Question # 2     What would be the best wood to use in combination
                          with the apple juice and bourbon?  I have wild cherry
                           peach, hickory, apple, and pecan not to mention
                            mesquite chips.


----------



## zardnok (Jan 6, 2007)

#1 I do not think you should worry about flipping the shoulder unless you notice one side getting considerably "more done" than the other because of hot spot issues.  Just let it do its thing and await the smokey goodness.

#2 The wood choice is really dependent on what you are looking for in the taste.  Some folks like a strong prominent smoke taste, while others prefer a smoke that compliments the natural flavors of the meat.

Mesquite is a very strong smoke and I do not recommend it for pork shoulder; it would totally overpower the apple juice and bourbon.  The hickory is not as strong as the mesquite, but still maybe a bit much for pork.  I have never smoked with wild cherry or peach, so I can give no opinion there. The apple smoke would be good and compliment the apple juice.  Pecan is always a nice mellow smoke that compliments the natural flavors of most meats.  I would probably mix the apple and pecan.  

Let us know which way you decide to go and post some pics if possible!


----------



## cajunsmoker (Jan 7, 2007)

I would go to 200* before I pulled mine off the smoker.


----------



## smokin stang (Jan 7, 2007)

Say for example, I pull the pork shoulder out of the smoker at 165*, wrap it in foil with apple juice and bourbon sprayed on it, and place it in the oven at 225* until the internal temperature reaches 200*, how long should I wait to pull the pork after taking it out of the oven.  Will the pork shoulder be just a tender at pulling it off the smoker at 190* wrapping in foil and storing it in a cooler wrapped in blankets for 2 hours?


----------



## meowey (Jan 7, 2007)

I would cooler in blankets for at least 1 hour before pulling.  The shoulder will be easier to pull at 200* than 190*.  When I get mine to 200* and cooler for an hour or two, the bone almost falls out by itself when I unwrap the foil.

Hope this helps.

Take care, have fun, and do good!

Regards,

Meowey


----------



## smokin stang (Jan 7, 2007)

Meowey,
     I pulled the shoulder from the smoker at 165*, wrapped it in foil and sprayed with apple juice / Bourbon.  Placed wrapped shoulder in oven and plan on pulling it out of oven when internal temp reaches 200*  Does it still need to go inside a cooler for 1 hour after this.

Thanks,


----------



## meowey (Jan 7, 2007)

The hour rest lets the juices in the meat redistribute and the connective tissue continues to break down during this time.  If you need to serve quickly you can skip this step, although the meat may be just a little tougher to pull.
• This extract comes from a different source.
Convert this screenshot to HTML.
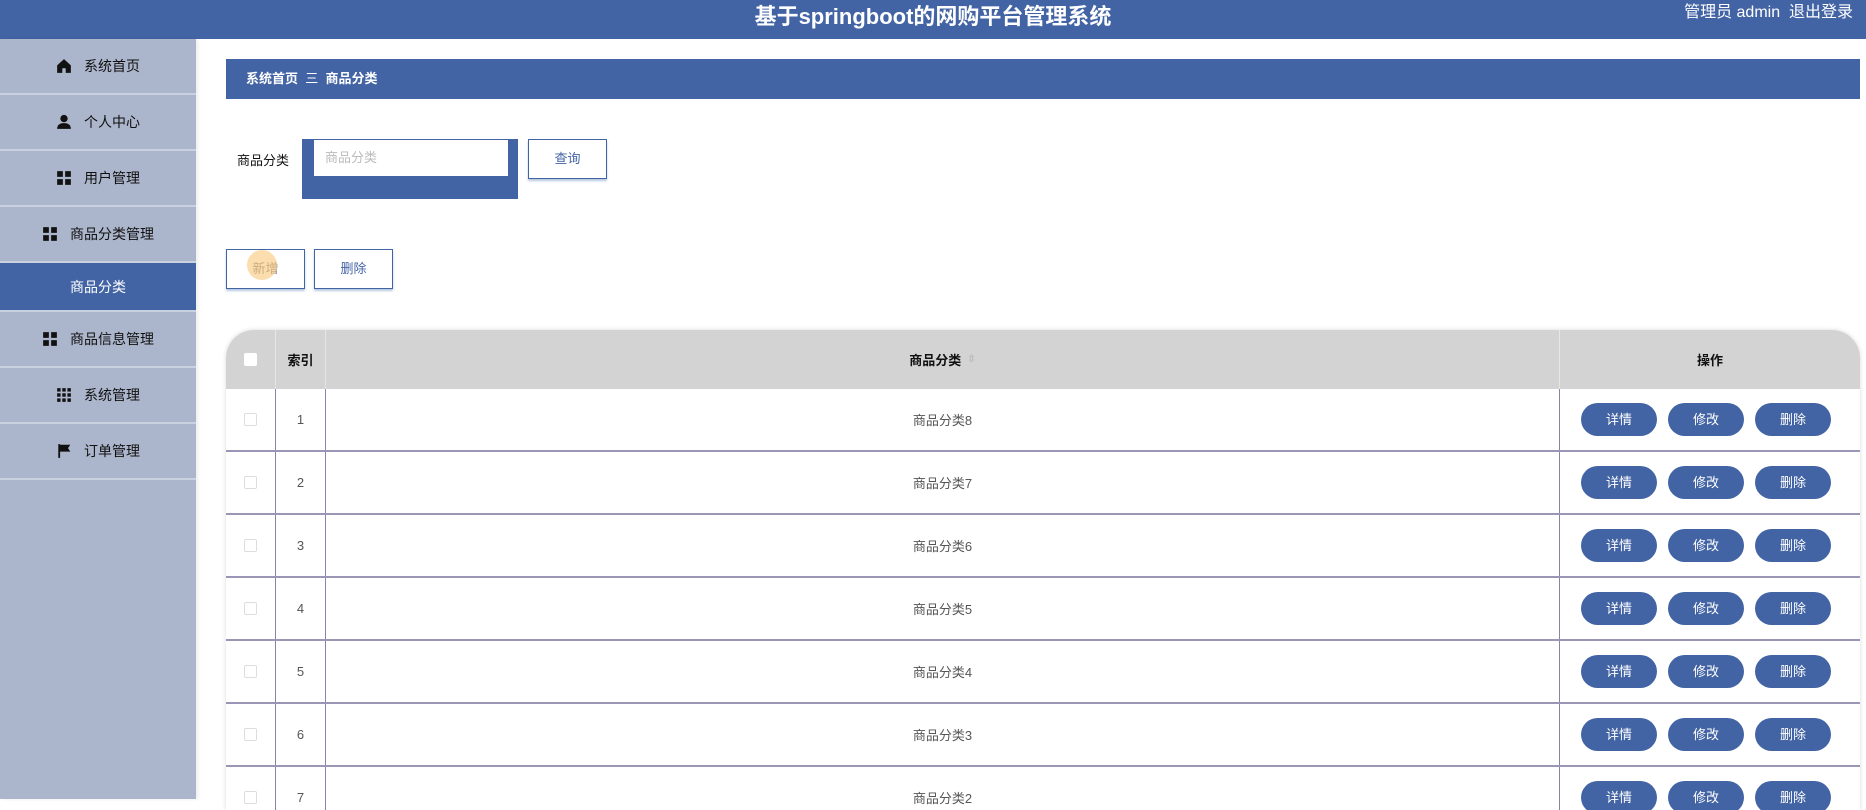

I rushed this the first time I did a shoulder.  The pork was tasty but I didn't realize until the second or third time how much more tender it was after the rest in the cooler.

Hope this helps.

Take care, have fun, and do good!

Regards,

Meowey


----------



## cajunsmoker (Jan 7, 2007)

So how is the shoulder coming along S Stang?


----------



## smokin stang (Jan 7, 2007)

Cajunsmoker,
     I woke up this morning at 2:30 am, rubbed the shoulder down with mustard and jeff's rub, fired up the smoker and I think it was around maybe 4:00 am or so before I put the shoulder on.  Dutch recommended a mix of cherry and hickory so that is the wood I used.  I basted the shoulder every hour or so after the first 3 hours with a mix of apple juice and kentucky bourbon.  I pulled the shoulder off of the smoker at 165*, soaked it with the apple juice/bourbon, foiled it and placed it in the oven at 225*.  It is 1:50 pm now and the internal temperature is 185*  Will leave wrapped in the oven until 200* and then place it in a cooler with towels for 1 hour.  In the meantime, Dutch's baked beans are on the smoker for me and in the oven for my girlfriend because she does not like a lot of smoke flavor.  The beans are awesome!  :lol: Ofcourse, I do not have to tell you about Dutch's bakedbeans do I?  I am excited about my first big smoke and could not sleep all night because everyone says it is hard to mess up a shoulder.  Did you get your sauce yet?  If not you should be getting it Monday.


----------



## ultramag (Jan 7, 2007)

Dutch, you should have voted in the poll then cherry and hickory would have at least been tied.  :(


----------



## cajunsmoker (Jan 8, 2007)

Cherry and hickory sounds great to me Dave.  If you have the wicked baked beans then you are all set for a great meal :D


----------